Data lines:

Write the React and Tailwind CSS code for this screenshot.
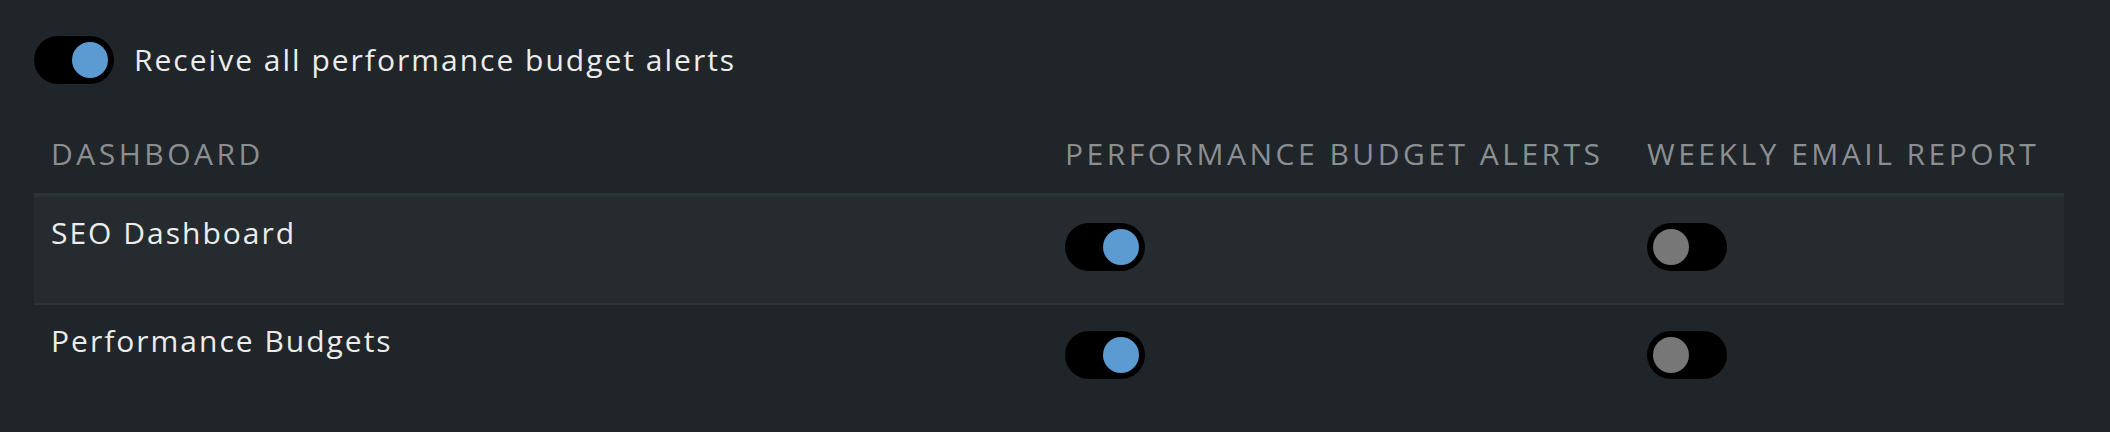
import React from "react";

// pill switch: black track, round knob (blue when on, grey when off)
function Switch({ on = false, label }) {
  return (
    <button
      type="button"
      role="switch"
      aria-checked={on}
      aria-label={label}
      className={
        "flex h-[48px] w-[80px] shrink-0 items-center rounded-full bg-black px-[6px] " +
        (on ? "justify-end" : "justify-start")
      }
    >
      <span className={"block h-[36px] w-[36px] rounded-full " + (on ? "bg-[#5b9bd1]" : "bg-[#777777]")} />
    </button>
  );
}

const rows = [
  { name: "SEO Dashboard", alerts: true, weekly: false },
  { name: "Performance Budgets", alerts: true, weekly: false },
];

export default function App() {
  const [all, setAll] = React.useState(true);

  return (
    <div
      className="min-h-[432px] bg-[#1f2529] pl-[34px] pr-[46px] pt-[36px] text-[30px] leading-[36px] tracking-[2px] text-[#ececec]"
      style={{ fontFamily: "'Open Sans', Lato, sans-serif" }}
    >
      {/* master toggle */}
      <div className="flex items-center gap-[20px]" onClick={() => setAll(!all)}>
        <Switch on={all} label="Receive all performance budget alerts" />
        <span>Receive all performance budget alerts</span>
      </div>

      {/* table */}
      <div className="grid grid-cols-[1014px_582px_434px]">
        <div className="px-[17px] pt-[52px] pb-[21px] uppercase tracking-[3.5px] text-[#8c8f92]">Dashboard</div>
        <div className="px-[17px] pt-[52px] pb-[21px] uppercase tracking-[3.5px] text-[#8c8f92]">Performance Budget Alerts</div>
        <div className="px-[17px] pt-[52px] pb-[21px] uppercase tracking-[3.5px] text-[#8c8f92]">Weekly Email Report</div>

        {rows.map((r, i) => (
          <div
            key={r.name}
            className={
              "col-span-3 grid h-[106px] grid-cols-[1014px_582px_434px] " +
              (i === 0 ? "border-t-4 border-b-2 border-[#2d3438] bg-[#252b2f] h-[112px]" : "")
            }
          >
            <div className="px-[17px] pt-[18px]">{r.name}</div>
            <div className="px-[17px] pt-[26px]">
              <Switch on={r.alerts} label={r.name + " alerts"} />
            </div>
            <div className="px-[17px] pt-[26px]">
              <Switch on={r.weekly} label={r.name + " weekly report"} />
            </div>
          </div>
        ))}
      </div>
    </div>
  );
}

Short exercise: Reproduce the material above exactly, first line through the line that contains "const [all, setAll] = React.useState(true);", minus the pictures.

Answer to this exercise:
Write the React and Tailwind CSS code for this screenshot.
import React from "react";

// pill switch: black track, round knob (blue when on, grey when off)
function Switch({ on = false, label }) {
  return (
    <button
      type="button"
      role="switch"
      aria-checked={on}
      aria-label={label}
      className={
        "flex h-[48px] w-[80px] shrink-0 items-center rounded-full bg-black px-[6px] " +
        (on ? "justify-end" : "justify-start")
      }
    >
      <span className={"block h-[36px] w-[36px] rounded-full " + (on ? "bg-[#5b9bd1]" : "bg-[#777777]")} />
    </button>
  );
}

const rows = [
  { name: "SEO Dashboard", alerts: true, weekly: false },
  { name: "Performance Budgets", alerts: true, weekly: false },
];

export default function App() {
  const [all, setAll] = React.useState(true);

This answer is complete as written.